Actionable Steps for Your Next Project

To get the best results when you add an image to an image, follow this specific workflow:

First, pick two photos with similar perspectives. Don't try to put a "top-down" photo of a sandwich onto a "straight-on" photo of a plate. The geometry will never work, and you'll waste hours trying to warp it.

Second, remove the background of your foreground object using a dedicated tool like Remove.bg or the "Select Subject" feature in your editor of choice. Don't worry if it's not perfect yet.

Third, place the object and immediately check the scale. People often make added objects too big. Look at other items in the background to gauge the correct size.

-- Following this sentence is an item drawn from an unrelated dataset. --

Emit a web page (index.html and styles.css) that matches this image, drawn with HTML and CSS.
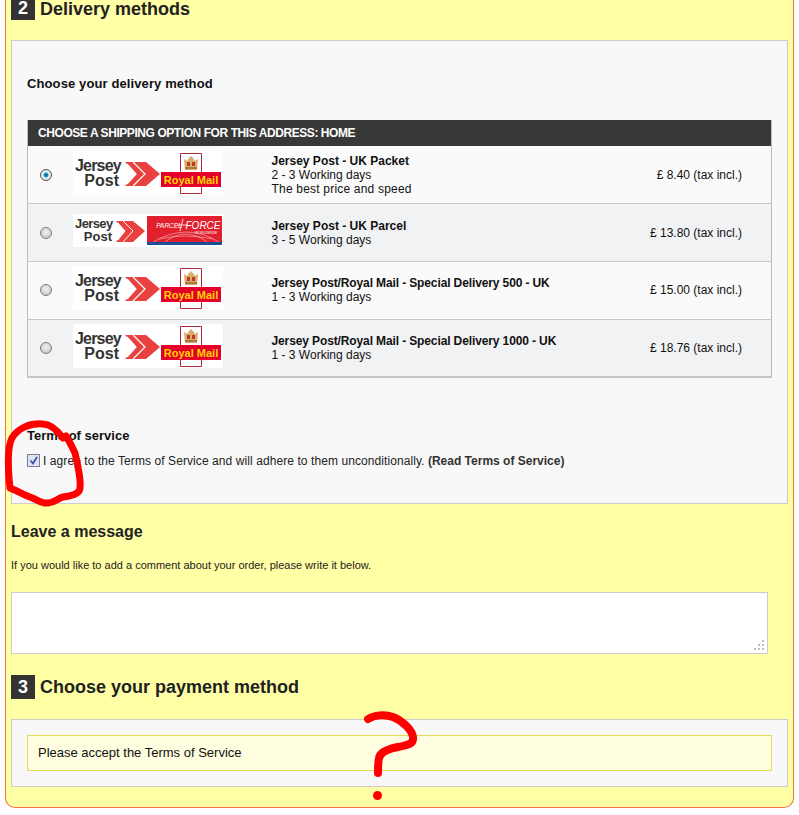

Fourth, create a new layer under your object and paint in a soft, low-opacity shadow using a dark brown or dark blue—rarely pure black. Pure black shadows look unnatural in most outdoor settings.

Fifth, apply a slight "Gaussian Blur" (maybe only 0.5 or 1 pixel) to the added image. Digital photos are rarely perfectly sharp from edge to edge. A tiny bit of blur helps it sit "into" the frame rather than sitting "on" it.

Finally, do a "squint test." Squint your eyes until the image gets blurry. If the added object still looks like it belongs there in terms of brightness and color, you’ve succeeded. If it pops out as a dark or bright blob, you need to adjust your levels.

Stop thinking of it as "adding a picture." Think of it as "reconstructing a scene." When you change your mindset from "cutting and pasting" to "lighting and blending," the quality of your work will jump instantly. It takes practice, but the tools are easier to use now than they have ever been in the history of digital photography.